The only time I’ve had CFT get stuck is using custom resources when I didn’t have proper error handling and I didn’t send the failure signal back to CFT.
This is with raw CFT using SAM.
It's going to keep happening because it just doesn't make sense for a lot of previous business models that supported and open-source project, something that was seen recently with tailwind.
In one of my projects, one that remains source-available, I had encountered an "open-source justice warrior" that made it their mission to smear the project because of the switch, grasping at straws to do everything they could to paint my intentions as malicious.
It's really too bad, and will only hurt the availability of free alternatives if one cannot provide the source under a "just don't commercially compete with the paid version of the product" license without getting branded as a scamming cash grabber
Sure, it's totally legal for the company to change how they operate in the future. But it burns all that good faith of previous contributions in favor of profit. And so yeah, I hope the companies that pull this crash and burn in proportion to how much free code they accepted from contributors that they now wish to profit from.

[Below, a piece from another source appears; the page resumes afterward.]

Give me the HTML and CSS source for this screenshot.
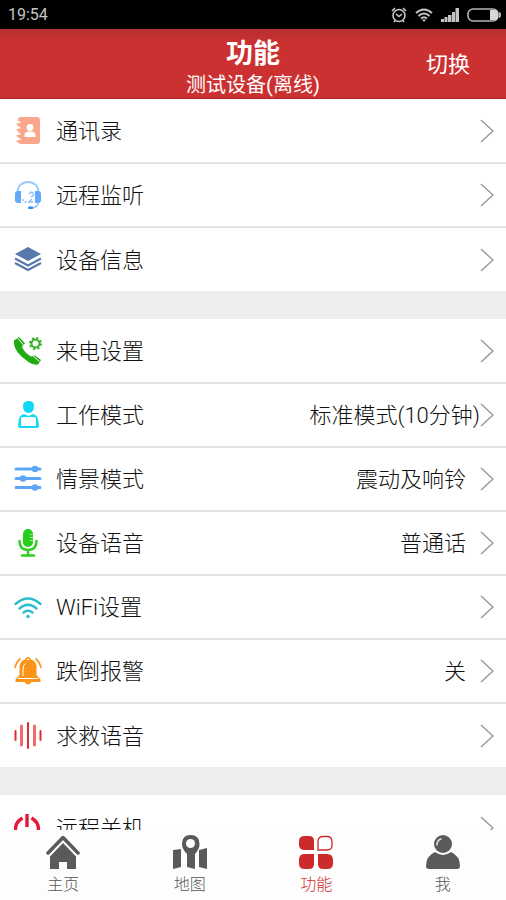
FILE: index.html
```html
<!DOCTYPE html>
<html lang="zh-CN">
<head>
<meta charset="utf-8">
<meta name="viewport" content="width=device-width, initial-scale=1">
<title>功能</title>
<link rel="stylesheet" href="styles.css">
</head>
<body>
<svg class="defs" aria-hidden="true">
  <symbol id="chevron" viewBox="0 0 14 24"><path d="M1 1l12 11L1 23" fill="none" stroke="#999" stroke-width="1.5"/></symbol>
</svg>

<div class="status">
  <span class="time">19:54</span>
  <svg class="alarm" viewBox="0 0 16 16" fill="none" stroke="#c4c4c4" stroke-width="1.6"><circle cx="8" cy="8.5" r="6"/><path d="M1 4l3-3M15 4l-3-3M3 15l1.500-2M13 15l-1.500-2M5 7l3 2.500L11 7"/></svg>
  <svg class="wifi" viewBox="0 0 18 14" fill="none" stroke="#c4c4c4" stroke-width="2"><path d="M1 5q8-7 16 0M3.500 8q5.500-5 11 0M6 10.500q3-2.500 6 0"/><path d="M7 11.500h4L9 14z" fill="#c4c4c4" stroke="none"/></svg>
  <svg class="signal" viewBox="0 0 18 14" fill="#c4c4c4"><path d="M0 14v-3h3v3zM3.500 14V9h3v5zM7 14V7h3.500v7zM11 14V4h3v10zM14.500 14V0H18v14z"/></svg>
  <svg class="battery" viewBox="0 0 34 14"><rect x="1" y="1" width="30" height="12" rx="5" fill="none" stroke="#b4b4b4" stroke-width="1.6"/><path d="M23 2h5q3 0 3 3v4q0 3-3 3h-5z" fill="#d8d8d8"/><path d="M32 4q2 0 2 3t-2 3z" fill="#b4b4b4"/></svg>
</div>

<header class="header">
  <div class="heading">
    <h1>功能</h1>
    <p>测试设备(离线)</p>
  </div>
  <button class="switch" type="button">切换</button>
</header>

<main class="content">
  <section class="group">
    <a class="row" href="#contacts">
      <svg class="icon" viewBox="0 0 28 28"><rect x="4" y="0" width="22" height="27" rx="3" fill="#f9a78d"/><g fill="#fff"><circle cx="5" cy="5.500" r="1.600"/><circle cx="5" cy="11" r="1.600"/><circle cx="5" cy="17" r="1.600"/><circle cx="5" cy="22.500" r="1.600"/><circle cx="16" cy="10.500" r="3.400"/><path d="M10.500 20v-3q1-2.500 3.500-2.500h4q2.500 0 3.500 2.500v3z"/></g><path d="M2.500 7.500l4-1M2.500 13l4-1M2.500 19l4-1M2.500 24.500l4-1" stroke="#f9a78d" stroke-width="1.300"/></svg>
      <span class="label">通讯录</span>
      <svg class="chevron"><use href="#chevron"/></svg>
    </a>
    <a class="row" href="#listen">
      <svg class="icon" viewBox="0 0 28 28"><path d="M3.500 11C3.500 5 8 1 14 1s10.500 4 10.500 10" fill="none" stroke="#9bcbfb" stroke-width="1.800"/><path d="M7 10v12H4q-3 0-3-3v-6q0-3 3-3zM21 10v12h3q3 0 3-3v-6q0-3-3-3z" fill="#64aafa"/><path d="M24.500 22q-1.500 5-8 5M15 13q2-3 4-1t-2 4M18 18l-3 3h4M9 20v-2M11 22l1-2" fill="none" stroke="#8bc0fb" stroke-width="1.400"/><rect x="14" y="25.500" width="5" height="2.500" rx="1" fill="#2f8cf5"/></svg>
      <span class="label">远程监听</span>
      <svg class="chevron"><use href="#chevron"/></svg>
    </a>
    <a class="row" href="#device">
      <svg class="icon" viewBox="0 0 28 28"><path d="M14 1l13 7-13 7L1 8z" fill="#5878ac"/><path d="M1 12.500l13 7 13-7M1 17l13 7 13-7" fill="none" stroke="#5878ac" stroke-width="2"/></svg>
      <span class="label">设备信息</span>
      <svg class="chevron"><use href="#chevron"/></svg>
    </a>
  </section>

  <section class="group">
    <a class="row" href="#calls">
      <svg class="icon" viewBox="0 0 28 28"><path d="M0 3.500L5 0l6 6.500-3 3q2 6 9 10l4-1 6 4.500-3 4.500q-6 1-12-4.500Q-1 14 0 3.500z" fill="#22aa12"/><path d="M3.500 1l6 7M18.500 18.500l7 6" stroke="#fff" stroke-width="1"/><circle cx="21.500" cy="6.500" r="4" fill="none" stroke="#35b226" stroke-width="2"/><circle cx="21.500" cy="6.500" r="5.600" fill="none" stroke="#35b226" stroke-width="1.800" stroke-dasharray="2.200 2.200"/></svg>
      <span class="label">来电设置</span>
      <svg class="chevron"><use href="#chevron"/></svg>
    </a>
    <a class="row" href="#work-mode">
      <svg class="icon" viewBox="0 0 28 28" fill="#12d8f8"><path d="M9 5q0-5 5.500-5Q20 0 20 5q0 7-5.500 7Q9 12 9 5z"/><path d="M10 13l4.500 2 4.500-2q4 1 5 5l1 6q0 3-2 3h-1v-9q0-2-2-2H9q-2 0-2 2v9H6q-2 0-2-3l1-6q1-4 5-5z"/><path d="M7 25h15v2H7z"/></svg>
      <span class="label">工作模式</span>
      <span class="value value-long">标准模式(10分钟)</span>
      <svg class="chevron"><use href="#chevron"/></svg>
    </a>
    <a class="row" href="#profile">
      <svg class="icon" viewBox="0 0 28 28" fill="#5da7f8"><path d="M2 4h24M2 13.500h24M2 22.500h24" stroke="#5da7f8" stroke-width="3" stroke-linecap="round"/><circle cx="21" cy="4" r="3.300"/><circle cx="9" cy="13.500" r="3.300"/><circle cx="21" cy="22.500" r="3.300"/></svg>
      <span class="label">情景模式</span>
      <span class="value">震动及响铃</span>
      <svg class="chevron"><use href="#chevron"/></svg>
    </a>
    <a class="row" href="#voice">
      <svg class="icon" viewBox="0 0 28 28"><rect x="9" y="0" width="10" height="18" rx="5" fill="#28cf1b"/><path d="M5.500 12q0 9 8.500 9t8.500-9M14 21v5M8 26.500h12" fill="none" stroke="#28cf1b" stroke-width="2.400" stroke-linecap="round"/><path d="M16 5.500h3M16 8.500h3M16 11.500h3" stroke="#9be995" stroke-width="1"/></svg>
      <span class="label">设备语音</span>
      <span class="value">普通话</span>
      <svg class="chevron"><use href="#chevron"/></svg>
    </a>
    <a class="row" href="#wifi">
      <svg class="icon" viewBox="0 0 28 28"><path d="M1.500 11q12.500-11 25 0M5.500 15.500q8.500-7.500 17 0M9.500 19.500q4.500-3.500 9 0" fill="none" stroke="#2cbdca" stroke-width="2.400" stroke-linecap="round"/><circle cx="14" cy="23.500" r="1.800" fill="#2cbdca"/></svg>
      <span class="label">WiFi设置</span>
      <svg class="chevron"><use href="#chevron"/></svg>
    </a>
    <a class="row" href="#fall-alarm">
      <svg class="icon" viewBox="0 0 28 28"><path d="M14 0q2.500 0 3 2.500Q22.500 4 22.500 10.500V18l4 4.500V25h-25v-2.500l4-4.500v-7.500Q5.500 4 11 2.500 11.500 0 14 0zM11 25h6q-.5 2.500-3 2.500T11 25z" fill="#fb9418"/><path d="M6.500 1.500Q2 5 1 11M21.500 1.500Q26 5 27 11" fill="none" stroke="#fb9418" stroke-width="1.600"/><path d="M9 19v-7q0-4 2.500-5.500M4 21.500h20M13 2.500h2" fill="none" stroke="#fff" stroke-width="1"/></svg>
      <span class="label">跌倒报警</span>
      <span class="value">关</span>
      <svg class="chevron"><use href="#chevron"/></svg>
    </a>
    <a class="row" href="#sos">
      <svg class="icon" viewBox="0 0 28 28" fill="none" stroke-width="2" stroke-linecap="round"><path d="M1.500 9v9M14 1v25M26.500 9v9" stroke="#e02a35"/><path d="M7.500 4v19M20.500 4v19" stroke="#f06a6e" stroke-width="3"/></svg>
      <span class="label">求救语音</span>
      <svg class="chevron"><use href="#chevron"/></svg>
    </a>
  </section>

  <section class="group">
    <a class="row" href="#shutdown">
      <svg class="icon" viewBox="0 0 28 28" fill="none" stroke="#e3193a" stroke-width="3.400"><path d="M13 0v13M8.500 4Q1.500 8 1.500 15q0 11 11.500 11t11.500-11q0-7-7-11"/></svg>
      <span class="label">远程关机</span>
      <svg class="chevron"><use href="#chevron"/></svg>
    </a>
  </section>
</main>

<nav class="tabs">
  <a class="tab" href="#home">
    <svg viewBox="0 0 34 34" fill="#5a5a5a"><path d="M2 18L17 2.500 32 18" fill="none" stroke="#5a5a5a" stroke-width="3.500" stroke-linecap="round" stroke-linejoin="round"/><path d="M17 8l13 13.500V34h-9v-7h-8v7H4V21.500z"/></svg>
    <span>主页</span>
  </a>
  <a class="tab" href="#map">
    <svg viewBox="0 0 34 34" fill="#5a5a5a"><path d="M0 15l8-1v18l-8 2zM34 13l-8 2v17l8 2z"/><path d="M17.500 0q9 0 9 9 0 5-4.500 10v15l-8-2V19Q9 14 9 9q0-9 8.500-9z"/><circle cx="17.500" cy="8.500" r="4.500" fill="#fff"/></svg>
    <span>地图</span>
  </a>
  <a class="tab tab-active" href="#features" aria-current="page">
    <svg viewBox="0 0 34 34" fill="#cc2a2d"><path d="M6 1h4q5 0 5 5v9H6q-6 0-6-5V6q0-5 6-5zM5 19h10v10q0 5-5 5H6q-6 0-6-5v-4q0-6 5-6zM19 19h9q6 0 6 6v4q0 5-6 5h-4q-5 0-5-5z"/><path d="M24 1.500h4q5 0 5 5v4q0 4.500-5 4.500h-9V6.500q0-5 5-5z" fill="#fff" stroke="#cc2a2d" stroke-width="1.300"/></svg>
    <span>功能</span>
  </a>
  <a class="tab" href="#me">
    <svg viewBox="0 0 34 34" fill="#5a5a5a"><circle cx="17" cy="9" r="9"/><path d="M9 17q8 6 16 0 9 4 9 14 0 3-3 3H3q-3 0-3-3 0-10 9-14z"/><path d="M11 10q0-5 4-6" fill="none" stroke="#ddd" stroke-width="1.600" stroke-linecap="round"/></svg>
    <span>我</span>
  </a>
</nav>
</body>
</html>
```

FILE: styles.css
```css
* {
  box-sizing: border-box;
}

body {
  display: flex;
  flex-direction: column;
  height: 100vh;
  margin: 0;
  overflow: hidden;
  background: #fff;
  color: #111;
  font-family: Roboto, "Noto Sans CJK SC", sans-serif;
  font-weight: 300;
}

a {
  color: inherit;
  text-decoration: none;
}

.defs {
  position: absolute;
  width: 0;
  height: 0;
}

.status {
  display: flex;
  flex: none;
  align-items: center;
  gap: 8px;
  height: 29px;
  padding: 0 5px 0 8px;
  background: #000;
  color: #c4c4c4;
  font-size: 16px;
  font-weight: 400;
}

.time {
  margin-right: auto;
}

.alarm {
  width: 16px;
  height: 16px;
}

.wifi,
.signal {
  width: 18px;
  height: 14px;
}

.battery {
  width: 34px;
  height: 14px;
}

.header {
  display: grid;
  flex: none;
  grid-template-columns: 1fr auto 1fr;
  align-items: center;
  height: 70px;
  background: linear-gradient(#b92f2f, #cc3131 16px);
  border-bottom: 1px solid #b52025;
  color: #fff;
}

.heading {
  grid-column: 2;
  padding-top: 8px;
  text-align: center;
}

.heading h1,
.heading p {
  margin: 0;
}

.heading h1 {
  font-size: 27px;
  font-weight: 700;
  line-height: 34px;
}

.heading p {
  font-size: 20px;
  font-weight: 400;
  line-height: 28px;
}

.switch {
  justify-self: end;
  margin-right: 36px;
  padding: 0 0 4px;
  border: 0;
  background: none;
  color: #fff;
  font: inherit;
  font-size: 22px;
  font-weight: 400;
}

.content {
  display: flex;
  flex: 1;
  flex-direction: column;
  gap: 28px;
  min-height: 0;
  overflow-y: auto;
  scrollbar-width: none;
  background: #eee;
}

.group {
  flex: none;
  padding-top: 1px;
  background: #fff;
}

.row {
  display: flex;
  align-items: center;
  height: 64px;
  padding: 0 12px 0 14px;
  border-bottom: 2px solid #e4e4e4;
  font-size: 22px;
  line-height: 32px;
}

.row:last-child {
  height: 63px;
  border-bottom: 0;
}

.icon {
  flex: none;
  width: 28px;
  height: 28px;
  margin-right: 14px;
}

.label,
.value {
  padding-top: 2px;
}

.label {
  margin-right: auto;
}

.value {
  margin-right: 14px;
}

.value-long {
  margin-right: 0;
}

.chevron {
  flex: none;
  width: 14px;
  height: 24px;
}

.tabs {
  display: flex;
  flex: none;
  height: 70px;
  padding-top: 5px;
  background: #fdfdfd;
}

.tab {
  display: flex;
  flex: 1;
  flex-direction: column;
  align-items: center;
  gap: 4px;
  color: #555;
  font-size: 16px;
  line-height: 24px;
}

.tab svg {
  width: 34px;
  height: 34px;
}

.tab-active {
  color: #cc2a2d;
}
```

Edit: I see now, they have commercial offerings: https://www.localstack.cloud/pricing
I am not sure if my corp will be willing to pay or tell us to find something else, but I use it everyday, our integration tests depend on local stack.
Edit: looks like they’ve reintroduced monthly billing within the last few months. I guess that’s a sort of win, even if not for the OSS community. But I’d still be reluctant to get into bed with them at this stage.